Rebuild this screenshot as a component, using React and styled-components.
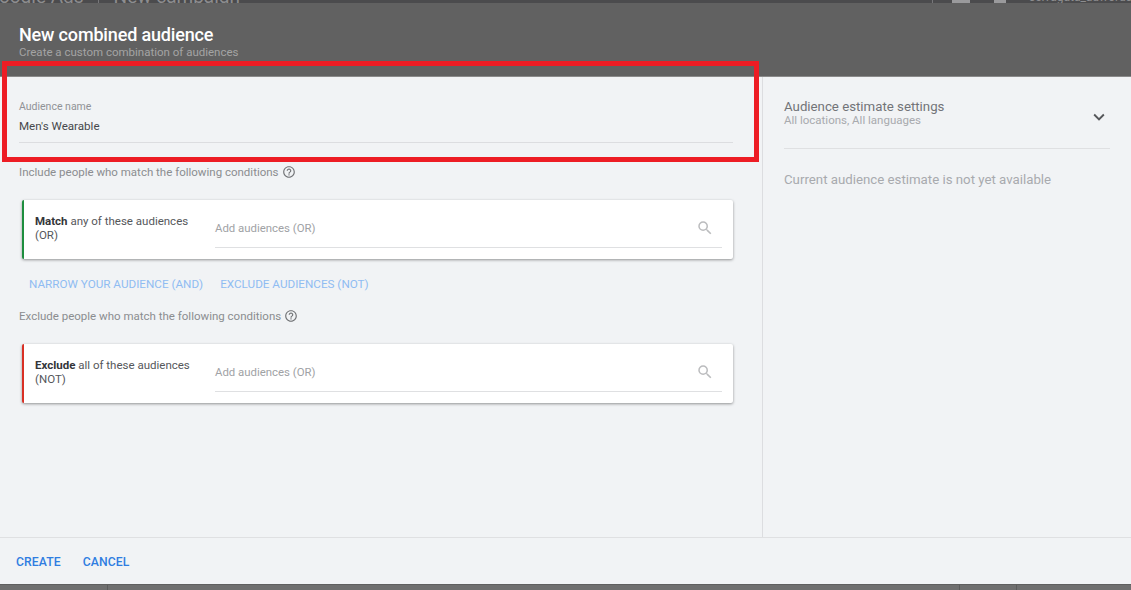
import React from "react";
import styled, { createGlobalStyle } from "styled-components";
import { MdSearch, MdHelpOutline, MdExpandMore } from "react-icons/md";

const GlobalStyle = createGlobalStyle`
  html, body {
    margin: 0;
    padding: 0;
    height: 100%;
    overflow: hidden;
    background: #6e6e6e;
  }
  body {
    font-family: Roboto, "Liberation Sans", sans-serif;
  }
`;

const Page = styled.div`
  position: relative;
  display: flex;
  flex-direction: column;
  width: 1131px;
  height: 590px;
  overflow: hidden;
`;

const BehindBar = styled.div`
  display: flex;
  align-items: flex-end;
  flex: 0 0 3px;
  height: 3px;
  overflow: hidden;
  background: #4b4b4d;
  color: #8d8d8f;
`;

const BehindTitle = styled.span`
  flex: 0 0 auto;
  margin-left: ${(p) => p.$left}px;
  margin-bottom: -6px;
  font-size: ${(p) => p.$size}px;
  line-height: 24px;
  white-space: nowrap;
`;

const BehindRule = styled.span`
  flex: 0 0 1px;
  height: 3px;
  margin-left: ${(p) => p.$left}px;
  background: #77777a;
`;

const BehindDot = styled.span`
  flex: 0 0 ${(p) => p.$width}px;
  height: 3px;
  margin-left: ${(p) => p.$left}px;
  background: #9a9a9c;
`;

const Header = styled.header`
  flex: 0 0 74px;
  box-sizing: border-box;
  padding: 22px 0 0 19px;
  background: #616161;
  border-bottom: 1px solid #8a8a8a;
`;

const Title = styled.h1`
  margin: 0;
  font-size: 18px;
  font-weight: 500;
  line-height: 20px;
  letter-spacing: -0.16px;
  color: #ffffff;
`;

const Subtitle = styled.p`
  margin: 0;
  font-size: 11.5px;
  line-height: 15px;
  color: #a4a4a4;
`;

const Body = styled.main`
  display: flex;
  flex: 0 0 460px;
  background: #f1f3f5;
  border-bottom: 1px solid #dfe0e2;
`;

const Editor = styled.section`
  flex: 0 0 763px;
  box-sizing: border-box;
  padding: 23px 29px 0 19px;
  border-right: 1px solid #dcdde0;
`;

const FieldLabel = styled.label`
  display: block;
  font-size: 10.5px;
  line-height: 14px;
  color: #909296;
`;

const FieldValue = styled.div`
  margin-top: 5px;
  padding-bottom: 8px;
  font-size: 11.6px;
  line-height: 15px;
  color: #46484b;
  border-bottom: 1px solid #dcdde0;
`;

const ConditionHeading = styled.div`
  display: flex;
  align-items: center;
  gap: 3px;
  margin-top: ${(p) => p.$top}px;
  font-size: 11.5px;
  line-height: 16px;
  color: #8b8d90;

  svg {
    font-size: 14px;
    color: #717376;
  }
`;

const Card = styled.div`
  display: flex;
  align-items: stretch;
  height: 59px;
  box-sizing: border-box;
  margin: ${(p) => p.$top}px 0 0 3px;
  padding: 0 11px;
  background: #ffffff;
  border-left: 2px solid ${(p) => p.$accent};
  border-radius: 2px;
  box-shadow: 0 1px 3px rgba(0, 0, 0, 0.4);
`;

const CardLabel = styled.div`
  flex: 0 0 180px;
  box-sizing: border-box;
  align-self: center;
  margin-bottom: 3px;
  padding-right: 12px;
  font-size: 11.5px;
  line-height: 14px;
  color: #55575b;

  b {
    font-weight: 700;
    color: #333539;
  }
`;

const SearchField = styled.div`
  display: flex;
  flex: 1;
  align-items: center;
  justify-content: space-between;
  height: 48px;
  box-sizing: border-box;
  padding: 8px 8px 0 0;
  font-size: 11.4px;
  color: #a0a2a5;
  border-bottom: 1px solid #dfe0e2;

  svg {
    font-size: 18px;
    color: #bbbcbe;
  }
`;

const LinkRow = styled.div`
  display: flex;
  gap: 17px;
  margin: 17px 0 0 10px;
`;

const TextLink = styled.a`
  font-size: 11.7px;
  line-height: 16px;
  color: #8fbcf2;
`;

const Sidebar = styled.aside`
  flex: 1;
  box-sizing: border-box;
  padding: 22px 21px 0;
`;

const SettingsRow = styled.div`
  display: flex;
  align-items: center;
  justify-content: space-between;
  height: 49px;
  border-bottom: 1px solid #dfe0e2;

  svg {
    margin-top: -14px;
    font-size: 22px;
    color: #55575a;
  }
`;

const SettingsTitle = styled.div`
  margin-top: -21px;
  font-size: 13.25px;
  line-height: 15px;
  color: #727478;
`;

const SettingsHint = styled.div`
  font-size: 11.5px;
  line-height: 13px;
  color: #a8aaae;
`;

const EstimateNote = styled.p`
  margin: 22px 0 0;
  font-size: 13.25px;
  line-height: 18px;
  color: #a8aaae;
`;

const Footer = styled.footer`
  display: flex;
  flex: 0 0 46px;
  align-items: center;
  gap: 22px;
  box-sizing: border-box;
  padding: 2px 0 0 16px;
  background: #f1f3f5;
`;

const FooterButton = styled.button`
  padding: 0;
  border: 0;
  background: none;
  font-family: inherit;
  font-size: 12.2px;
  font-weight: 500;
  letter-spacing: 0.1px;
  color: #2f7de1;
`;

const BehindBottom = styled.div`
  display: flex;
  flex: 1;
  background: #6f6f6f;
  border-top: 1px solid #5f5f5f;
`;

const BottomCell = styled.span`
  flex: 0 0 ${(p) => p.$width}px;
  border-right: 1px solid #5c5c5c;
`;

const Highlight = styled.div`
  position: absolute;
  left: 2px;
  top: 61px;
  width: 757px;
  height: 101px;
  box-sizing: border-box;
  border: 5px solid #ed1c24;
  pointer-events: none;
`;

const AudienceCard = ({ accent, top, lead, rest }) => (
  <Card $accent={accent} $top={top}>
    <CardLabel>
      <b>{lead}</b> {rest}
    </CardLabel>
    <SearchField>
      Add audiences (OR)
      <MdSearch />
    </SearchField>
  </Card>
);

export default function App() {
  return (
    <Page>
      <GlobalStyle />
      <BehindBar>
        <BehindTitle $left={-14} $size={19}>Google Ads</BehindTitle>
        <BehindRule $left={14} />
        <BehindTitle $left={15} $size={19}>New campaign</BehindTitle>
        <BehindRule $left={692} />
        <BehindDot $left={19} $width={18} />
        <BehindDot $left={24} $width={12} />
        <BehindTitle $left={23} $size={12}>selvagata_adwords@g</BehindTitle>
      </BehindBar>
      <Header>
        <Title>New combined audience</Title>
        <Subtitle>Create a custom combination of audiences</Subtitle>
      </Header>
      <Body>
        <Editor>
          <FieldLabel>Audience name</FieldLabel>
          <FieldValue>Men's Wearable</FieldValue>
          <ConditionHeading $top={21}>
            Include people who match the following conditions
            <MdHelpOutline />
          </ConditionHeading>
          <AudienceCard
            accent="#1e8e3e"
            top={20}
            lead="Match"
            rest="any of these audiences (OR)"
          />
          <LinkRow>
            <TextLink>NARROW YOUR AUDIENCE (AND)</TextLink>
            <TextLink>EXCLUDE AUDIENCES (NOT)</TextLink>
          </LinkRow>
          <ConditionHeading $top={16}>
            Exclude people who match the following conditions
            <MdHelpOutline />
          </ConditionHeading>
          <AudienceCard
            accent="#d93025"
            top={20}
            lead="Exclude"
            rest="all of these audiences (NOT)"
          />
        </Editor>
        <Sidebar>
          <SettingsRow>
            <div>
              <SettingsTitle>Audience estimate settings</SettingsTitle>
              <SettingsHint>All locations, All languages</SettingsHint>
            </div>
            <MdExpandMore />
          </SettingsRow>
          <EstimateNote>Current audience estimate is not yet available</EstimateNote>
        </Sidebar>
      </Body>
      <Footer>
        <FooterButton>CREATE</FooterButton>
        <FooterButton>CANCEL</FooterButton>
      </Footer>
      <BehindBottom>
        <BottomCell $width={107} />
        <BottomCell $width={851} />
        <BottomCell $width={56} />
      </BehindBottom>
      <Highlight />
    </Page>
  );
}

*Task directions*
Make an exact copy of the lines from the top of the material through the line with "MdSearch, MdHelpOutline, MdExpandMore", pictures excluded.

*Output for this exercise*
Rebuild this screenshot as a component, using React and styled-components.
import React from "react";
import styled, { createGlobalStyle } from "styled-components";
import { MdSearch, MdHelpOutline, MdExpandMore } from "react-icons/md";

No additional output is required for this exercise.